A few days after the mishap, Roscosmos offered a possible explanation. The agency explained that it seemed as though two of the rocket’s stages had impacted each other during separation. Such a collision would have certainly caused problems, but Russia wanted to do a deeper dive to figure out how such an accident was possible in the first place. Now, as Russian news agency TASS reports, the findings are complete and it seems a rogue sensor was to blame.

In a statement to TASS, Roscosmos executive director Sergey Krikalev explained that the original assumption of a collision between the first and second stages was indeed accurate, and that the first stage accidentally slammed into the fuel tank of the second stage.

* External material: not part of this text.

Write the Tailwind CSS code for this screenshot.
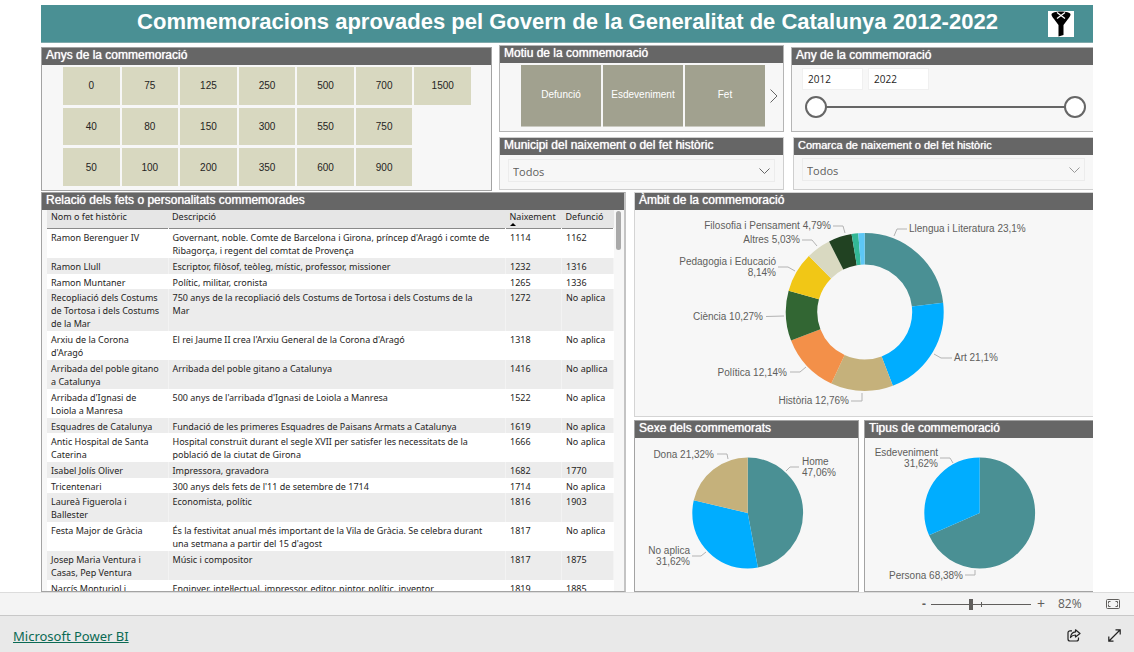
<!DOCTYPE html>
<html lang="ca">
<head>
<meta charset="utf-8">
<meta name="viewport" content="width=device-width, initial-scale=1">
<title>Commemoracions aprovades pel Govern de la Generalitat de Catalunya</title>
<script src="https://cdn.jsdelivr.net/npm/@tailwindcss/browser@4"></script>
</head>
<body class="bg-white font-['Liberation_Sans',Arial,sans-serif] text-[#252423]">
<div class="flex h-screen flex-col [&_h2]:[text-shadow:0_0_1px_#fff]">

  <main class="flex min-h-0 flex-1 flex-col px-[41px] pt-[5px]">
    <header class="flex h-[38px] shrink-0 items-center border-b border-[#7fa9ab] bg-[#4a9094] pr-[19px]">
      <h1 class="flex-1 pb-[3px] pl-[46px] text-center text-[22px] leading-[26px] font-bold whitespace-nowrap text-white">Commemoracions aprovades pel Govern de la Generalitat de Catalunya 2012-2022</h1>
      <button type="button" aria-label="Esborra els filtres" class="size-[26px] bg-white">
        <svg viewBox="0 0 26 26" class="size-full">
          <path d="M3.500 3.500C3.500 1.500 8 .5 13 .5s9.500 1 9.500 3c0 1.500-1 2.500-2.500 4.500l-4.500 6V24l-5 1.500V14L6 8C4.500 6 3.500 5 3.500 3.500Z" fill="#000"/>
          <path d="m9 1.500 8 6M17 1.500l-8 6" stroke="#fff" stroke-width="1.200"/>
        </svg>
      </button>
    </header>

    <div class="mt-[2px] grid shrink-0 grid-cols-[451fr_285fr_302fr] gap-x-[7px]">
      <section class="mt-[2px] flex h-[144px] flex-col border border-[#a3a3a3] bg-[#f7f7f7]">
        <h2 class="h-[17px] shrink-0 bg-[#666] pl-[4px] text-[12px] leading-[15px] text-white">Anys de la commemoració</h2>
        <div class="mt-[2px] mr-[20px] mb-[4px] ml-[21px] grid flex-1 grid-flow-col grid-cols-7 grid-rows-3 gap-x-[2px] gap-y-[3px] text-[10px] [&>button]:bg-[#d8d8c0]">
          <button type="button">0</button><button type="button">40</button><button type="button">50</button>
          <button type="button">75</button><button type="button">80</button><button type="button">100</button>
          <button type="button">125</button><button type="button">150</button><button type="button">200</button>
          <button type="button">250</button><button type="button">300</button><button type="button">350</button>
          <button type="button">500</button><button type="button">550</button><button type="button">600</button>
          <button type="button">700</button><button type="button">750</button><button type="button">900</button>
          <button type="button">1500</button>
        </div>
      </section>

      <div class="flex flex-col gap-[5px]">
        <section class="flex h-[87px] flex-col border border-[#b5b5b5] bg-[#f7f7f7]">
          <h2 class="h-[17px] shrink-0 bg-[#666] pl-[4px] text-[12px] leading-[15px] text-white">Motiu de la commemoració</h2>
          <div class="flex flex-1 items-stretch pt-[2px] pb-[4px] pl-[21px]">
            <div class="grid flex-1 grid-cols-3 gap-x-[2px] text-[10px] text-white [text-shadow:0_0_1px_#fff] [&>button]:border-b [&>button]:border-[#c9c9c0] [&>button]:bg-[#a1a18f] [&>button]:pb-[2px]">
              <button type="button">Defunció</button><button type="button">Esdeveniment</button><button type="button">Fet</button>
            </div>
            <button type="button" aria-label="Següent" class="flex w-[18px] items-center justify-center">
              <svg viewBox="0 0 8 14" class="h-[14px] w-[8px]" fill="none" stroke="#666"><path d="m.5.5 6.500 6.500-6.500 6.500"/></svg>
            </button>
          </div>
        </section>
        <section class="flex h-[53px] flex-col border border-[#cfcfcf] bg-[#f7f7f7]">
          <h2 class="h-[17px] shrink-0 bg-[#666] pl-[4px] text-[12px] leading-[15px] text-white"><label for="municipi">Municipi del naixement o del fet històric</label></h2>
          <div class="relative mt-[4px] mr-[8px] ml-[8px]">
            <select id="municipi" class="block h-[23px] w-full appearance-none border border-[#ececec] bg-[#f7f7f7] pt-[3px] pl-[4px] font-['Open_Sans','Noto_Sans',sans-serif] text-[11px] text-[#605e5c]"><option>Todos</option></select>
            <svg viewBox="0 0 11 6" class="pointer-events-none absolute top-[9px] right-[5px] h-[6px] w-[11px]" fill="none" stroke="#666"><path d="m.5.500 5 5 5-5"/></svg>
          </div>
        </section>
      </div>

      <div class="flex flex-col gap-[5px] pt-[2px]">
        <section class="flex h-[85px] flex-col border border-r-0 border-[#b5b5b5] bg-[#f7f7f7]">
          <h2 class="h-[17px] shrink-0 bg-[#666] pl-[4px] text-[12px] leading-[15px] text-white">Any de la commemoració</h2>
          <div class="flex gap-[5px] pt-[3px] pl-[10px] font-['Open_Sans','Noto_Sans',sans-serif] text-[10px]">
            <input type="text" aria-label="Any inicial" value="2012" class="h-[22px] w-[61px] border border-[#f0f0f0] bg-white pl-[5px]">
            <input type="text" aria-label="Any final" value="2022" class="h-[22px] w-[61px] border border-[#f0f0f0] bg-white pl-[5px]">
          </div>
          <div class="relative mt-[6px] mr-[7px] ml-[13px] h-[22px]">
            <div class="absolute inset-x-[11px] top-[10px] h-[2px] bg-[#666]"></div>
            <input type="range" min="2012" max="2022" value="2012" aria-label="Des de l'any" class="pointer-events-none absolute inset-0 h-[22px] w-full appearance-none bg-transparent [&::-webkit-slider-thumb]:pointer-events-auto [&::-webkit-slider-thumb]:size-[22px] [&::-webkit-slider-thumb]:appearance-none [&::-webkit-slider-thumb]:rounded-full [&::-webkit-slider-thumb]:border-2 [&::-webkit-slider-thumb]:border-[#666] [&::-webkit-slider-thumb]:bg-white">
            <input type="range" min="2012" max="2022" value="2022" aria-label="Fins a l'any" class="pointer-events-none absolute inset-0 h-[22px] w-full appearance-none bg-transparent [&::-webkit-slider-thumb]:pointer-events-auto [&::-webkit-slider-thumb]:size-[22px] [&::-webkit-slider-thumb]:appearance-none [&::-webkit-slider-thumb]:rounded-full [&::-webkit-slider-thumb]:border-2 [&::-webkit-slider-thumb]:border-[#666] [&::-webkit-slider-thumb]:bg-white">
          </div>
        </section>
        <section class="ml-[2px] flex h-[53px] flex-col border border-r-0 border-[#cfcfcf] bg-[#f7f7f7]">
          <h2 class="h-[17px] shrink-0 bg-[#666] pl-[4px] text-[11px] leading-[14px] text-white"><label for="comarca">Comarca de naixement o del fet històric</label></h2>
          <div class="relative mt-[3px] mr-[8px] ml-[8px]">
            <select id="comarca" class="block h-[23px] w-full appearance-none border border-[#ececec] bg-[#f7f7f7] pt-[3px] pl-[4px] font-['Open_Sans','Noto_Sans',sans-serif] text-[11px] text-[#605e5c]"><option>Todos</option></select>
            <svg viewBox="0 0 11 6" class="pointer-events-none absolute top-[9px] right-[5px] h-[6px] w-[11px]" fill="none" stroke="#999"><path d="m.5.500 5 5 5-5"/></svg>
          </div>
        </section>
      </div>
    </div>

    <div class="mt-px grid min-h-0 flex-1 grid-cols-[585fr_459fr] grid-rows-[minmax(0,1fr)] gap-x-[8px]">
      <section class="flex min-h-0 flex-col border border-r-2 border-[#a3a3a3] border-r-[#c4c4c4] bg-[#f7f7f7]">
        <h2 class="h-[17px] shrink-0 bg-[#666] pl-[4px] text-[12px] leading-[15px] text-white">Relació dels fets o personalitats commemorades</h2>
        <div class="flex min-h-0 flex-1 pl-[5px]">
          <div class="min-h-0 flex-1 overflow-hidden">
            <table class="w-full table-fixed border-collapse bg-white font-['Noto_Sans','Open_Sans',sans-serif] text-[9px] leading-[13px] whitespace-nowrap [&_td]:border-r [&_td]:border-white/40 [&_td]:px-[4px] [&_td]:pt-[2px] [&_td]:pb-px [&_td]:align-top">
              <colgroup><col class="w-[121px]"><col><col class="w-[56px]"><col class="w-[52px]"></colgroup>
              <thead>
                <tr class="h-[18px] border-b border-[#8a8a8a] bg-[#e6e6e6] text-left [&>th]:px-[4px] [&>th]:align-top [&>th]:font-normal">
                  <th>Nom o fet històric</th><th>Descripció</th>
                  <th><span class="block h-[13px]">Naixement</span><svg viewBox="0 0 6 3" class="h-[3px] w-[6px]"><path d="M0 3 3 0l3 3Z"/></svg></th>
                  <th>Defunció</th>
                </tr>
              </thead>
              <tbody class="[&>tr:nth-child(even)]:bg-[#ececec]">
                <tr><td>Ramon Berenguer IV</td><td>Governant, noble. Comte de Barcelona i Girona, príncep d'Aragó i comte de<br>Ribagorça, i regent del comtat de Provença</td><td>1114</td><td>1162</td></tr>
                <tr><td>Ramon Llull</td><td>Escriptor, filòsof, teòleg, místic, professor, missioner</td><td>1232</td><td>1316</td></tr>
                <tr class="[&>td]:pb-0!"><td>Ramon Muntaner</td><td>Polític, militar, cronista</td><td>1265</td><td>1336</td></tr>
                <tr><td>Recopliació dels Costums<br>de Tortosa i dels Costums<br>de la Mar</td><td>750 anys de la recopliació dels Costums de Tortosa i dels Costums de la<br>Mar</td><td>1272</td><td>No aplica</td></tr>
                <tr><td>Arxiu de la Corona<br>d'Aragó</td><td>El rei Jaume II crea l'Arxiu General de la Corona d'Aragó</td><td>1318</td><td>No aplica</td></tr>
                <tr><td>Arribada del poble gitano<br>a Catalunya</td><td>Arribada del poble gitano a Catalunya</td><td>1416</td><td>No apllica</td></tr>
                <tr><td>Arribada d'Ignasi de<br>Loiola a Manresa</td><td>500 anys de l'arribada d'Ignasi de Loiola a Manresa</td><td>1522</td><td>No aplica</td></tr>
                <tr class="[&>td]:pb-0!"><td>Esquadres de Catalunya</td><td>Fundació de les primeres Esquadres de Paisans Armats a Catalunya</td><td>1619</td><td>No aplica</td></tr>
                <tr><td>Antic Hospital de Santa<br>Caterina</td><td>Hospital construït durant el segle XVII per satisfer les necessitats de la<br>població de la ciutat de Girona</td><td>1666</td><td>No aplica</td></tr>
                <tr><td>Isabel Jolís Oliver</td><td>Impressora, gravadora</td><td>1682</td><td>1770</td></tr>
                <tr class="[&>td]:pb-0!"><td>Tricentenari</td><td>300 anys dels fets de l'11 de setembre de 1714</td><td>1714</td><td>No aplica</td></tr>
                <tr><td>Laureà Figuerola i<br>Ballester</td><td>Economista, polític</td><td>1816</td><td>1903</td></tr>
                <tr><td>Festa Major de Gràcia</td><td>És la festivitat anual més important de la Vila de Gràcia. Se celebra durant<br>una setmana a partir del 15 d'agost</td><td>1817</td><td>No aplica</td></tr>
                <tr><td>Josep Maria Ventura i<br>Casas, Pep Ventura</td><td>Músic i compositor</td><td>1817</td><td>1875</td></tr>
                <tr><td>Narcís Monturiol i</td><td>Enginyer, intel·lectual, impressor, editor, pintor, polític, inventor</td><td>1819</td><td>1885</td></tr>
              </tbody>
            </table>
          </div>
          <div class="w-[10px] shrink-0 pt-px pl-[2px]"><div class="h-[39px] w-[5px] rounded-full bg-[#a9a9a9]"></div></div>
        </div>
      </section>

      <div class="flex min-h-0 flex-col gap-[3px]">
        <section class="flex h-[225px] shrink-0 flex-col border border-r-0 border-[#d4d4d4] bg-[#f7f7f7]">
          <h2 class="h-[17px] shrink-0 bg-[#666] pl-[4px] text-[12px] leading-[15px] text-white">Àmbit de la commemoració</h2>
          <svg viewBox="0 0 458 206" class="min-h-0 w-full flex-1" role="img" aria-label="Àmbit de la commemoració">
            <g fill="none" stroke-width="31.500" transform="rotate(-90 229.700 102)">
              <circle cx="229.700" cy="102" r="63.250" pathLength="100" stroke="#4a9094" stroke-dasharray="23.100 76.900"/>
              <circle cx="229.700" cy="102" r="63.250" pathLength="100" stroke="#00adff" stroke-dasharray="21.100 78.900" stroke-dashoffset="-23.100"/>
              <circle cx="229.700" cy="102" r="63.250" pathLength="100" stroke="#c5b17b" stroke-dasharray="12.760 87.240" stroke-dashoffset="-44.200"/>
              <circle cx="229.700" cy="102" r="63.250" pathLength="100" stroke="#f39049" stroke-dasharray="12.140 87.860" stroke-dashoffset="-56.960"/>
              <circle cx="229.700" cy="102" r="63.250" pathLength="100" stroke="#326633" stroke-dasharray="10.270 89.730" stroke-dashoffset="-69.100"/>
              <circle cx="229.700" cy="102" r="63.250" pathLength="100" stroke="#f1c716" stroke-dasharray="8.140 91.860" stroke-dashoffset="-79.370"/>
              <circle cx="229.700" cy="102" r="63.250" pathLength="100" stroke="#d9d9c1" stroke-dasharray="5.030 94.970" stroke-dashoffset="-87.510"/>
              <circle cx="229.700" cy="102" r="63.250" pathLength="100" stroke="#214222" stroke-dasharray="4.790 95.210" stroke-dashoffset="-92.540"/>
              <circle cx="229.700" cy="102" r="63.250" pathLength="100" stroke="#33b795" stroke-dasharray="1.340 98.660" stroke-dashoffset="-97.330"/>
              <circle cx="229.700" cy="102" r="63.250" pathLength="100" stroke="#5cc7f5" stroke-dasharray="1.330 98.670" stroke-dashoffset="-98.670"/>
            </g>
            <g fill="none" stroke="#b3b3b3">
              <path d="m259 26 3-7h10"/><path d="m299 144 7 4h11"/><path d="M227 183v8h-11"/><path d="m171 157-6 5h-10"/>
              <path d="m149 106-18 .5"/><path d="m160 61-7-4h-10"/><path d="m182 36-5-6h-10"/><path d="m210 23-2-7h-10"/>
            </g>
            <g fill="#605e5c" class="text-[10px]">
              <text x="274" y="22">Llengua i Literatura 23,1%</text>
              <text x="319" y="151">Art 21,1%</text>
              <g text-anchor="end">
                <text x="214" y="194">Història 12,76%</text>
                <text x="152" y="166">Política 12,14%</text>
                <text x="128" y="110">Ciència 10,27%</text>
                <text x="141" y="55">Pedagogia i Educació</text>
                <text x="141" y="66">8,14%</text>
                <text x="165" y="33">Altres 5,03%</text>
                <text x="196" y="19">Filosofia i Pensament 4,79%</text>
              </g>
            </g>
          </svg>
        </section>

        <div class="grid min-h-0 flex-1 grid-cols-[225fr_229fr] gap-x-[5px]">
          <section class="flex min-h-0 flex-col border border-[#a3a3a3] bg-[#f7f7f7]">
            <h2 class="h-[17px] shrink-0 bg-[#666] pl-[4px] text-[12px] leading-[15px] text-white">Sexe dels commemorats</h2>
            <svg viewBox="0 0 223 153" class="min-h-0 w-full flex-1" role="img" aria-label="Sexe dels commemorats">
              <g fill="none" stroke-width="55.400" transform="rotate(-90 112.700 75)">
                <circle cx="112.700" cy="75" r="27.700" pathLength="100" stroke="#4a9094" stroke-dasharray="47.060 52.940"/>
                <circle cx="112.700" cy="75" r="27.700" pathLength="100" stroke="#00adff" stroke-dasharray="31.620 68.380" stroke-dashoffset="-47.060"/>
                <circle cx="112.700" cy="75" r="27.700" pathLength="100" stroke="#c5b17b" stroke-dasharray="21.320 78.680" stroke-dashoffset="-78.680"/>
              </g>
              <g fill="none" stroke="#b3b3b3"><path d="m151 33 4-4h9"/><path d="m71 114-5 4H57"/><path d="m93 21-1-5H82"/></g>
              <g fill="#605e5c" class="text-[10px]">
                <text x="167" y="27">Home</text><text x="167" y="38">47,06%</text>
                <g text-anchor="end">
                  <text x="79" y="20">Dona 21,32%</text>
                  <text x="55" y="116">No aplica</text><text x="55" y="127">31,62%</text>
                </g>
              </g>
            </svg>
          </section>
          <section class="flex min-h-0 flex-col border border-r-0 border-[#a3a3a3] bg-[#f7f7f7]">
            <h2 class="h-[17px] shrink-0 bg-[#666] pl-[4px] text-[12px] leading-[15px] text-white">Tipus de commemoració</h2>
            <svg viewBox="0 0 228 153" class="min-h-0 w-full flex-1" role="img" aria-label="Tipus de commemoració">
              <g fill="none" stroke-width="55.400" transform="rotate(-90 114.700 75)">
                <circle cx="114.700" cy="75" r="27.700" pathLength="100" stroke="#4a9094" stroke-dasharray="68.380 31.620"/>
                <circle cx="114.700" cy="75" r="27.700" pathLength="100" stroke="#00adff" stroke-dasharray="31.620 68.380" stroke-dashoffset="-68.380"/>
              </g>
              <g fill="none" stroke="#b3b3b3"><path d="m88 25-3-5H75"/><path d="M110 132v5h-10"/></g>
              <g fill="#605e5c" class="text-[10px]" text-anchor="end">
                <text x="73" y="18">Esdeveniment</text><text x="73" y="29">31,62%</text>
                <text x="98" y="141">Persona 68,38%</text>
              </g>
            </svg>
          </section>
        </div>
      </div>
    </div>
  </main>

  <div class="flex h-[23px] shrink-0 items-center justify-end border-t border-[#dcdcdc] bg-[#f4f4f4] pr-[14px] font-['Open_Sans','Noto_Sans',sans-serif] text-[#605e5c]">
    <button type="button" aria-label="Redueix" class="w-[14px] text-[12px] leading-[16px] font-bold">-</button>
    <div class="relative flex h-[11px] w-[100px] items-center">
      <div class="absolute inset-x-0 top-[5px] h-px bg-[#605e5c]"></div>
      <div class="absolute top-[3px] left-1/2 h-[5px] w-px bg-[#605e5c]"></div>
      <input type="range" min="0" max="100" value="40" aria-label="Zoom" class="relative h-[11px] w-full appearance-none bg-transparent [&::-webkit-slider-thumb]:h-[11px] [&::-webkit-slider-thumb]:w-[4px] [&::-webkit-slider-thumb]:appearance-none [&::-webkit-slider-thumb]:bg-[#605e5c]">
    </div>
    <button type="button" aria-label="Amplia" class="w-[20px] text-[14px] leading-[16px]">+</button>
    <span class="w-[38px] pl-[7px] text-[12px] leading-[16px]">82%</span>
    <button type="button" aria-label="Ajusta a la pàgina" class="ml-[17px]">
      <svg viewBox="0 0 14 10" class="h-[10px] w-[14px]" fill="none" stroke="#605e5c"><rect x=".5" y=".5" width="13" height="9" rx="1"/><path d="M4.500 2.500h-2v2M9.500 2.500h2v2M4.500 7.500h-2v-2M9.500 7.500h2v-2"/></svg>
    </button>
  </div>

  <footer class="flex h-[37px] shrink-0 items-center justify-between border-t border-[#c8c8c8] bg-[#e9e9e9] px-[13px] pt-[3px]">
    <a href="#" class="font-['Noto_Sans','Open_Sans',sans-serif] text-[13px] leading-[18px] text-[#0b6a54] underline">Microsoft Power BI</a>
    <div class="flex items-center gap-[27px]">
      <button type="button" aria-label="Comparteix">
        <svg viewBox="0 0 14 13" class="h-[13px] w-[14px]" fill="none" stroke="#222" stroke-width="1.200" stroke-linejoin="round"><path d="M5 1.800H3A2 2 0 0 0 1 3.800V10a2 2 0 0 0 2 2h6.500a2 2 0 0 0 2-2V8.500"/><path d="M8.500.8 13 4.500 8.500 8V6C6 6 4.700 6.800 3.500 8.500 3.800 5.500 5.500 3.200 8.500 2.900Z"/></svg>
      </button>
      <button type="button" aria-label="Pantalla completa">
        <svg viewBox="0 0 13 13" class="size-[13px]" fill="none" stroke="#222" stroke-width="1.200"><path d="M1 12 12 1M7.500.8h4.700v4.700M.8 7.500v4.700h4.700"/></svg>
      </button>
    </div>
  </footer>
</div>
</body>
</html>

The mishap was caused by a malfunctioning sensor that is supposed to detect the separation of the stages.

The sensor’s failure caused an issue with the separation and ultimately caused the collision that crippled the rocket and led to an immediate abort. The good news here is that the abort system worked perfectly, and the crew made it back in one piece.

NASA took a stance early on that the investigation into the rocket failure was in good hands with the Russian space program, and that it would stand by whatever conclusions were reached. With the investigation now wrapped up, the Russians are expected to accelerate the timeline to the next manned launch in order to make up for lost time aboard the International Space Station.

Roscosmos is confident that the rocket failure was a one-time ordeal that will not be repeated, so we’ll be eager to see how the next launch goes.